Hace unos días el Gobierno (PSOE, Podemos) ha publicado una Orden en el BOE para controlar la difusión del aluvión de falsas noticias que nos asaltan, sin piedad, todos los días. E inmediatamente, la oposición (PP, C´s y Vox) le han saltado al cuello, por entender que eso afecta a la libertad de expresión. Hasta ahí, una historia que cualquiera podría entenderla. El problema reside en que lo mismo o algo parecido propusieron hace dos años, los que ahora se oponen (PP, C´s y Vox) y entonces fue rechazado, también de manera fulminante, por quienes ahora lo proponen (PSOE y Podemos)

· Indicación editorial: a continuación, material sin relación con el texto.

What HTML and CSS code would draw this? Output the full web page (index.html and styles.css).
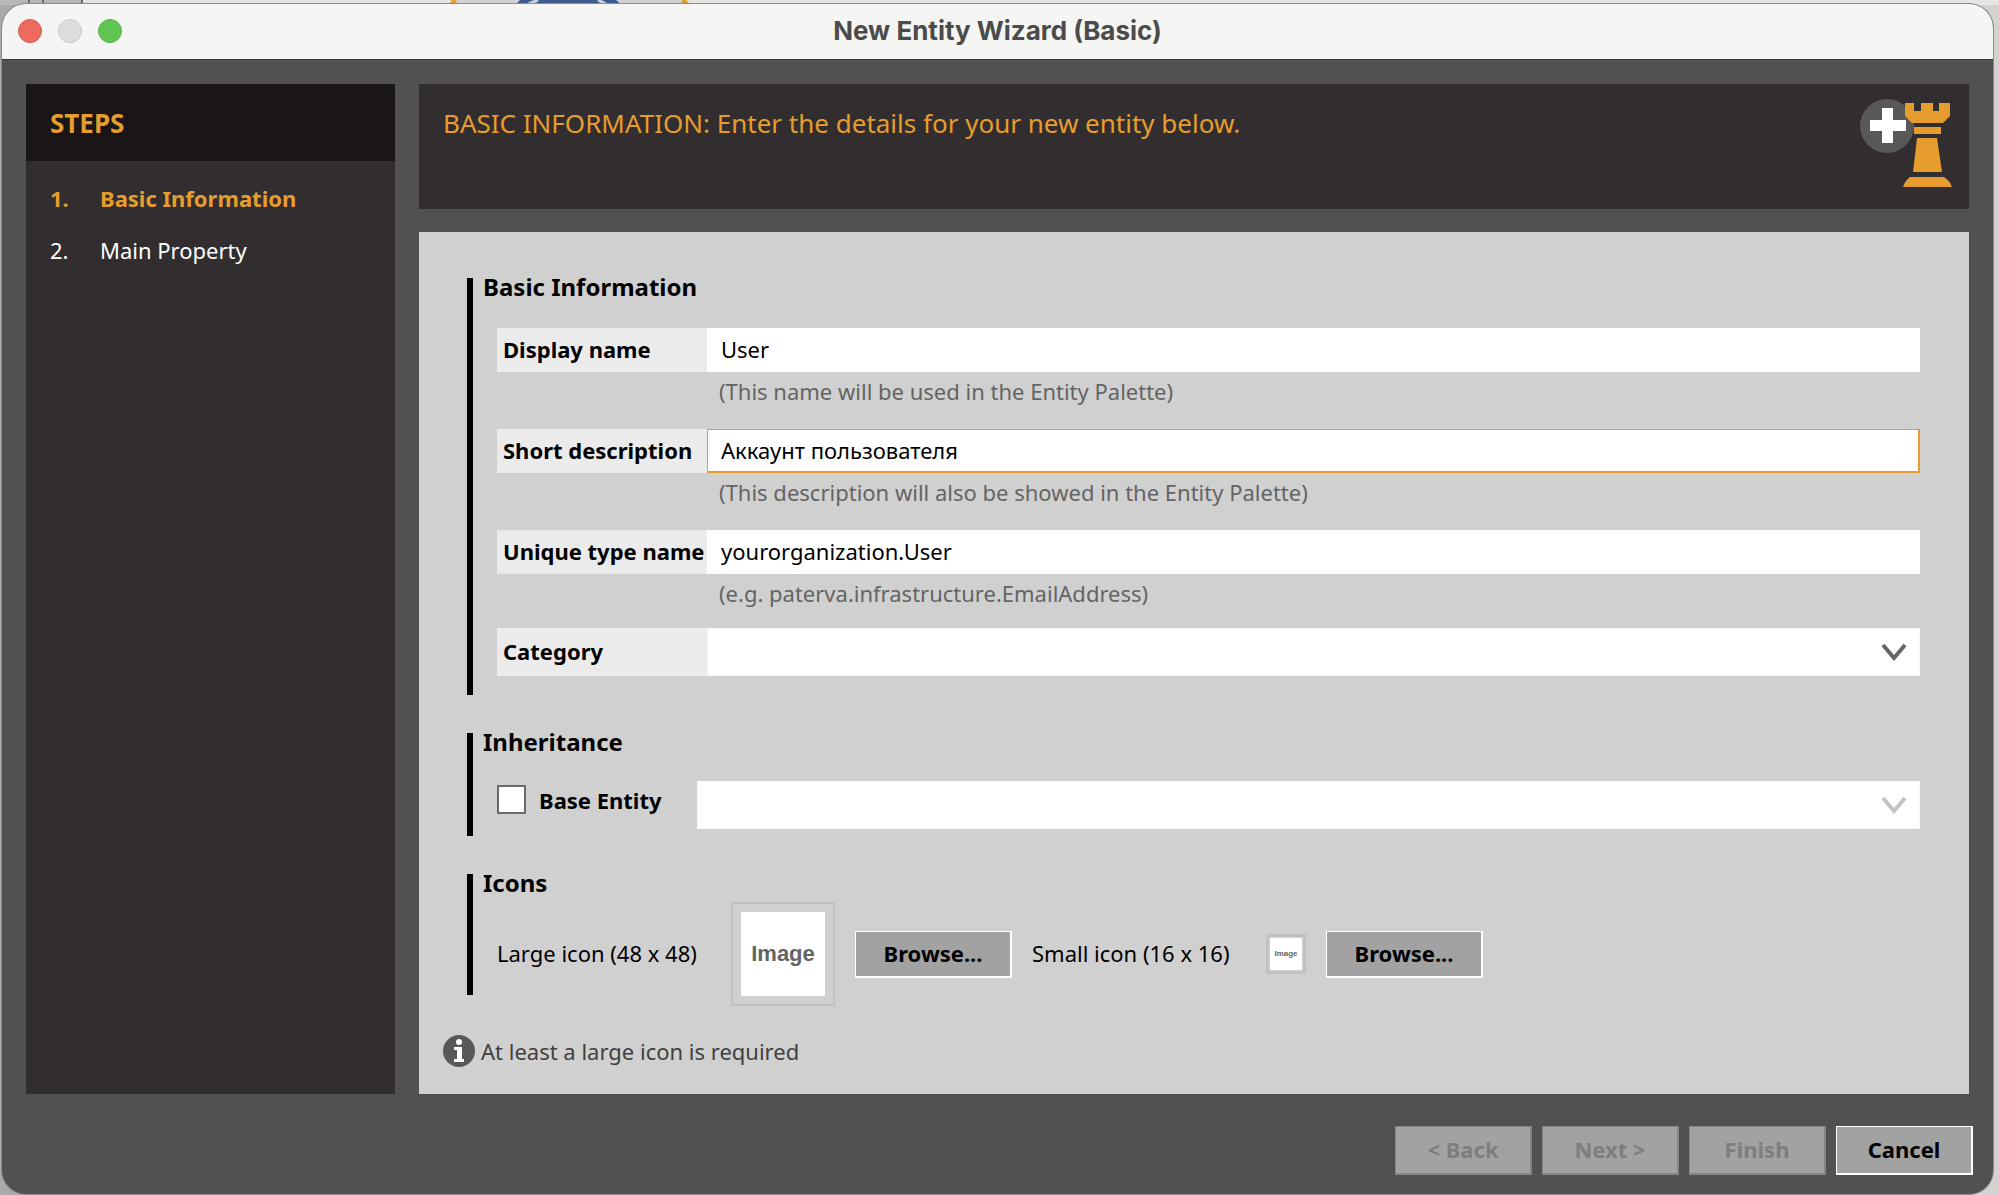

De manera que las personas, ajenas a esos tejemanejes, nos hemos quedado con las ganas de entender algo, y pendientes de darle la razón a alguna de las partes, o a ninguna de ellas. Todo ha quedado a expensas de saber si ha podido ser un despiste mal intencionado, o un disimulo propio de quien hace como que vive en otro mundo, porque el despiste exento de mala intención ha quedado descartado.

Afortunadamente, la gente aún no ha perdido el don de la suspicacia y entiende que eso de filtrar la información, de separar el grano de la paja, y la verdad de la mentira, si se hace de manera unilateral puede resultar peligroso para la democracia. Como también entiende el peligro que comporta la inacción, ante la avalancha de “fakes news” que trastocan la realidad con el ánimo de alterar la marcha de los países, incluidas sus elecciones.

Todo el mundo entiende que algo hay que hacer para atajar los ataques a la verdad. Y muchos, quizás sean de la opinión que debería ser una entidad la que se encargara de ello. Pero no una entidad manipulada, sino una sin nombre y sin apellidos, para que la imparcialidad de sus actuaciones quedara garantizada. Un organismo independiente que velara porque a los ciudadanos no le llegaran noticias falsas, ni datos elaborados en laboratorios siniestros. Un organismo trasparente y fiable, más cerca de la Justicia, con mayúscula, que de los gobiernos de turno.

Al igual que la gente sabe que no tienen por qué gustar a los demás sus versos, el gobierno y la oposición también deberían saber que no tienen por qué gustarnos los suyos. Menos mal que a la gente le sigue gustando leer a los poetas clásicos, los que han dejado huella, los que, a poco te lo propongas, puedes llegar a entenderlos. Esos que, cuando quieres darte cuenta, han hecho que te detengas en alguna de sus estrofas, como, por ejemplo, en aquella del “Pequeño vals vienés” que escribiera Lorca:

“Llevaré un disfraz de río/ El jacinto silvestre en mi hombro/ Mi boca en el rocío de tus muslos / Y enterraré mi alma en un libro de recuerdos”

Participar de la belleza de versos como esos estimula, y si no resultara suficiente, siempre podríamos tararearlos con la música que le puso en su día Leonard Cohen, el gran cantautor de la voz grave. Y es que los poetas no necesitan engañar a nadie. Por eso, no les cuesta ponerse a la altura de la gente y hacerse entender.